## [EXERCISE GOAL]
Read the records below. Copy each line where the string "styles" occurs.

....

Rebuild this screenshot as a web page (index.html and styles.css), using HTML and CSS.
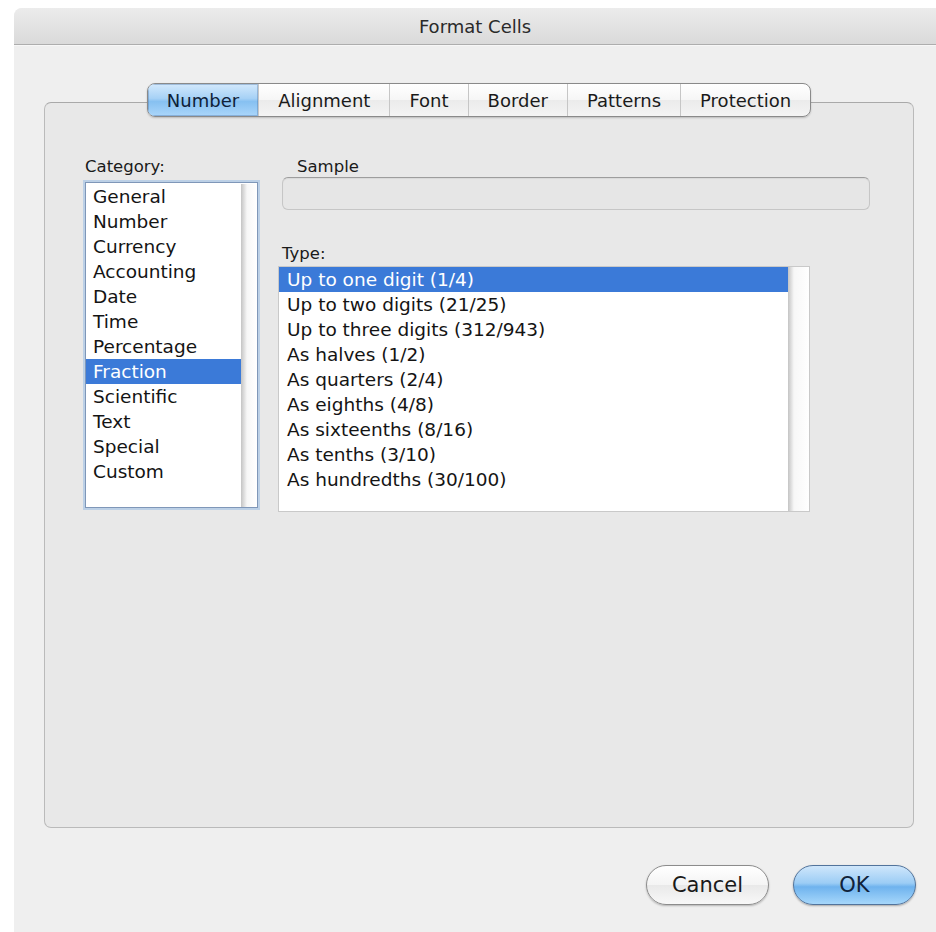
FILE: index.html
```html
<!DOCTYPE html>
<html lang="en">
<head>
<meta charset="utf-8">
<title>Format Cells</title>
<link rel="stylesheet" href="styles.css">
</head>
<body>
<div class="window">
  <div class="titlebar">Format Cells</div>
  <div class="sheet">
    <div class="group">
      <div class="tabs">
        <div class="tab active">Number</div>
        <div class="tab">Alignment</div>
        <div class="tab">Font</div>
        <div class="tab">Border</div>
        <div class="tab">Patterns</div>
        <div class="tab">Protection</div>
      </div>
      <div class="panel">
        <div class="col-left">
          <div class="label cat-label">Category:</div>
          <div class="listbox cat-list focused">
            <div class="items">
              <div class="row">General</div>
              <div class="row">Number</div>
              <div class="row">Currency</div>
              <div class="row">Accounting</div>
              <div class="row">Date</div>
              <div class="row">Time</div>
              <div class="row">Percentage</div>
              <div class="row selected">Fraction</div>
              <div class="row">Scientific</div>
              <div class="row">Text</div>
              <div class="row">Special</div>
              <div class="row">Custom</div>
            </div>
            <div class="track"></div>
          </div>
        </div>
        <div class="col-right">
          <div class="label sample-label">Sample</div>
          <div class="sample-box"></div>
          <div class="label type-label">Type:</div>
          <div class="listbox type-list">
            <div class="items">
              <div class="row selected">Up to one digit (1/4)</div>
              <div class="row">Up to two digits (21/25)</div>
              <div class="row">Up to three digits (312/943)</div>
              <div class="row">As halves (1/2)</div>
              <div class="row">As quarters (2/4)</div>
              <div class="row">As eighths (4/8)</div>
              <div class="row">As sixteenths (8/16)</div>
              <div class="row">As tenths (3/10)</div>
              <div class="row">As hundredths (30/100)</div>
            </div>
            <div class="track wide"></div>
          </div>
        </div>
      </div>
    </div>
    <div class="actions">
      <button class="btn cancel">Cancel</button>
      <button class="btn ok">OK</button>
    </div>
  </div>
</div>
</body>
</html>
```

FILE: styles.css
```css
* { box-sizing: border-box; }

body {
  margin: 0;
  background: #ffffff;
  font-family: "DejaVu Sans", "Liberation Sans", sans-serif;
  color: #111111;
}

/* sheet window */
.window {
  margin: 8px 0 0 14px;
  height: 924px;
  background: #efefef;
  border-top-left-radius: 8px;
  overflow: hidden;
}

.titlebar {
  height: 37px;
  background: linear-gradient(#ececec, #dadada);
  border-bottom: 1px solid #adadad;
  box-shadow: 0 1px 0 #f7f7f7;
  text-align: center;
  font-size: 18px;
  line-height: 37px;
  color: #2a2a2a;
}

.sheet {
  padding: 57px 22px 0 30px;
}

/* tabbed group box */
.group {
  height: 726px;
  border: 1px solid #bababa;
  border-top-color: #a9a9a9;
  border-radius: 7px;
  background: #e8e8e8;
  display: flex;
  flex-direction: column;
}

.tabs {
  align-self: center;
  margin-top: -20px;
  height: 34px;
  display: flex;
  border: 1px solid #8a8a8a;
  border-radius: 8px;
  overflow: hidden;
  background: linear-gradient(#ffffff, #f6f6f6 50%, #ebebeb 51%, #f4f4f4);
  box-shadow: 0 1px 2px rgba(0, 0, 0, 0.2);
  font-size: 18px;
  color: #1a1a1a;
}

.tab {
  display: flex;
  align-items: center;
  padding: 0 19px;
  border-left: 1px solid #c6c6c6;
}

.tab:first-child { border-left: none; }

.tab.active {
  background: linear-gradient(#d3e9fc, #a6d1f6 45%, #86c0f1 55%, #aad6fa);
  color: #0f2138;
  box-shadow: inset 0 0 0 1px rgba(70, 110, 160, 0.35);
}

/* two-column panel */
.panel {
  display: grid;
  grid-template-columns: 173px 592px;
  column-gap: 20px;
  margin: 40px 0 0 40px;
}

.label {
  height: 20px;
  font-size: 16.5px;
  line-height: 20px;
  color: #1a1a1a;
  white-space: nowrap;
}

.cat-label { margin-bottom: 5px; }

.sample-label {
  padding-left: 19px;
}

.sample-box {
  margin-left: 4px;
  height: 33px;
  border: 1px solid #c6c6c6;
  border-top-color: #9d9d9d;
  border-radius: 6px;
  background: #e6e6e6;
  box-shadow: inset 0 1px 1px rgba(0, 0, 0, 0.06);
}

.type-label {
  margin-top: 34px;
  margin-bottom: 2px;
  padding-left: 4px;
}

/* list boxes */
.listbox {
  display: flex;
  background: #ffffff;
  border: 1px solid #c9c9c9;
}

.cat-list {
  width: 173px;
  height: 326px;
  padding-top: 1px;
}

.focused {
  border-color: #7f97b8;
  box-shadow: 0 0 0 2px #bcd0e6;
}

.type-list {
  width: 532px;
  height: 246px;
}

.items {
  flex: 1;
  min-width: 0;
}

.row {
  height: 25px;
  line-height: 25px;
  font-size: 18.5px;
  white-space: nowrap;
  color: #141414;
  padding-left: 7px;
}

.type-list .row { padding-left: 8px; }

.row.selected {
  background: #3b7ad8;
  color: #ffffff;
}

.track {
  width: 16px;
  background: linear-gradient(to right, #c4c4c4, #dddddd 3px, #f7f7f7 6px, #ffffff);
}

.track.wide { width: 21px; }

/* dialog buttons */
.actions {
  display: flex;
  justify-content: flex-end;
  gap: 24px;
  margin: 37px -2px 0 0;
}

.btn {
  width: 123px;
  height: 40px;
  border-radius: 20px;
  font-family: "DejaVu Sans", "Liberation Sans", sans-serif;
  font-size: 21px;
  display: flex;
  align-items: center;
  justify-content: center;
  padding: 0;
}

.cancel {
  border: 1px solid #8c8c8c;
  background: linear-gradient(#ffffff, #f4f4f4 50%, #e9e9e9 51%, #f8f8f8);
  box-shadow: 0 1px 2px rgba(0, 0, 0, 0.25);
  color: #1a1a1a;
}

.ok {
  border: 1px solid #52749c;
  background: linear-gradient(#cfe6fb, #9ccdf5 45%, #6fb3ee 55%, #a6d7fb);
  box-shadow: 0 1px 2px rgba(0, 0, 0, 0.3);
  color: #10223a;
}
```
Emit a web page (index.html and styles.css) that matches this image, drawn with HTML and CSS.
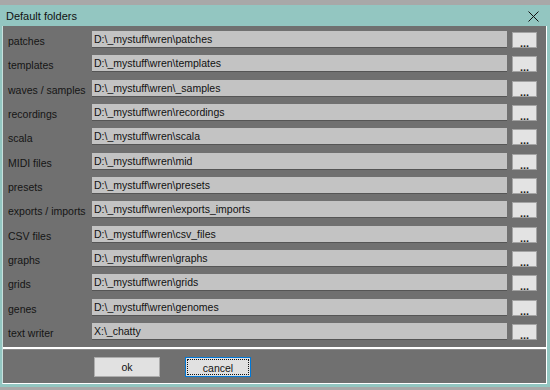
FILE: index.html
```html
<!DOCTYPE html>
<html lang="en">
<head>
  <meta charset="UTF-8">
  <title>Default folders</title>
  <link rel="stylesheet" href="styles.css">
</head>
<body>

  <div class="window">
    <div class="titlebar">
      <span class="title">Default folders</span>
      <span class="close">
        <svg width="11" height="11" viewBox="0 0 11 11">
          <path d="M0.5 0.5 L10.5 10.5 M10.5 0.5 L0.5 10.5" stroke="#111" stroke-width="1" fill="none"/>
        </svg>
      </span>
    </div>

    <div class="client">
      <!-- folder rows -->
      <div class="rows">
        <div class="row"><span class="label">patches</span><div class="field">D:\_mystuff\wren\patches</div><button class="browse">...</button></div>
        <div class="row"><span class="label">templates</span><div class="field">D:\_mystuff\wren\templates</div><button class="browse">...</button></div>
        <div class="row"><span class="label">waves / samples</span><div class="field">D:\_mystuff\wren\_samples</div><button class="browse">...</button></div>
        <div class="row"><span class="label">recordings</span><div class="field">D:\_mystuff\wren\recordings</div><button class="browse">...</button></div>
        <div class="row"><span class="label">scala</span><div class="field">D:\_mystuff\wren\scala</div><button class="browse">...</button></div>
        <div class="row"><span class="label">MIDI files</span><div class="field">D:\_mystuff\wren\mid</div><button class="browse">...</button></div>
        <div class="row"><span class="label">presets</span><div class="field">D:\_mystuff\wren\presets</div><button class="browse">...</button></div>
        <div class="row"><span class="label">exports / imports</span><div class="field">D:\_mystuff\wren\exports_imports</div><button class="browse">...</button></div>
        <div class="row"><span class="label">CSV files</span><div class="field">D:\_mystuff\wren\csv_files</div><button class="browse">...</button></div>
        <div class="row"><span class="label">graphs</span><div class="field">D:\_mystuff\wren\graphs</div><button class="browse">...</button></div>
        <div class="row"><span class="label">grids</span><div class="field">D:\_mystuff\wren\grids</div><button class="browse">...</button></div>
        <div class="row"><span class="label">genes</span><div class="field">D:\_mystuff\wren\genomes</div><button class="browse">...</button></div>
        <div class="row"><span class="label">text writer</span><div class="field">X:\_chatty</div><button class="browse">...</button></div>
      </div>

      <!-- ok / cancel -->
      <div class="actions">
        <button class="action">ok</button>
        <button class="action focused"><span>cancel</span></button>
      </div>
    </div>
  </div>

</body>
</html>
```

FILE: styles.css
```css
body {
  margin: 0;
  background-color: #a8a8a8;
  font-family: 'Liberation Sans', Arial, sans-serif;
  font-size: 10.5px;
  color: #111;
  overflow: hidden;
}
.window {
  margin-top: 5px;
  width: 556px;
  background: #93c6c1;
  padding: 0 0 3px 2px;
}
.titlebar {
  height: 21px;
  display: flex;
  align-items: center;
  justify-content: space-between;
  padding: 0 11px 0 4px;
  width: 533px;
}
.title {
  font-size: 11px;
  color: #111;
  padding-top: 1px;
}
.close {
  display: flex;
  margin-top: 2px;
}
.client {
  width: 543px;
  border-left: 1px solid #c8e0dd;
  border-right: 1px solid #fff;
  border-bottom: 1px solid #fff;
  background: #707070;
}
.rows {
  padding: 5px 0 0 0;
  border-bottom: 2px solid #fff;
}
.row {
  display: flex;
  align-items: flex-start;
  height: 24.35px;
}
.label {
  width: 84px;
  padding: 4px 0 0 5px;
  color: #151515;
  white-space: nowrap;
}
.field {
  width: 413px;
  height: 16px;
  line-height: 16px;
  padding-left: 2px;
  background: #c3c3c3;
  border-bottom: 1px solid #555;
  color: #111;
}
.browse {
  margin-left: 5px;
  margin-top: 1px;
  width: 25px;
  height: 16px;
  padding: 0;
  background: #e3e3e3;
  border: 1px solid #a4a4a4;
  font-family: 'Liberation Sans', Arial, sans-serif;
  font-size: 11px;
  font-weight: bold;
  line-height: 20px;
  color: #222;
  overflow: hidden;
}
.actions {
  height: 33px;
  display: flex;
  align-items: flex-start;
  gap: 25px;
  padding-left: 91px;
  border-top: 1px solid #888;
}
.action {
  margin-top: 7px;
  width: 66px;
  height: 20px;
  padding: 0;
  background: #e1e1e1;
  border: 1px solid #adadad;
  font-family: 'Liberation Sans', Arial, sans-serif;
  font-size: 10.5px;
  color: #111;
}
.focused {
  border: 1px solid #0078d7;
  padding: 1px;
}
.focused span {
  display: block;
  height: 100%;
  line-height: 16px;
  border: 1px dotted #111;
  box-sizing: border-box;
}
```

....

## [EXPECTED ANSWER]
Rebuild this screenshot as a web page (index.html and styles.css), using HTML and CSS.
<link rel="stylesheet" href="styles.css">
FILE: styles.css
Emit a web page (index.html and styles.css) that matches this image, drawn with HTML and CSS.
  <link rel="stylesheet" href="styles.css">
FILE: styles.css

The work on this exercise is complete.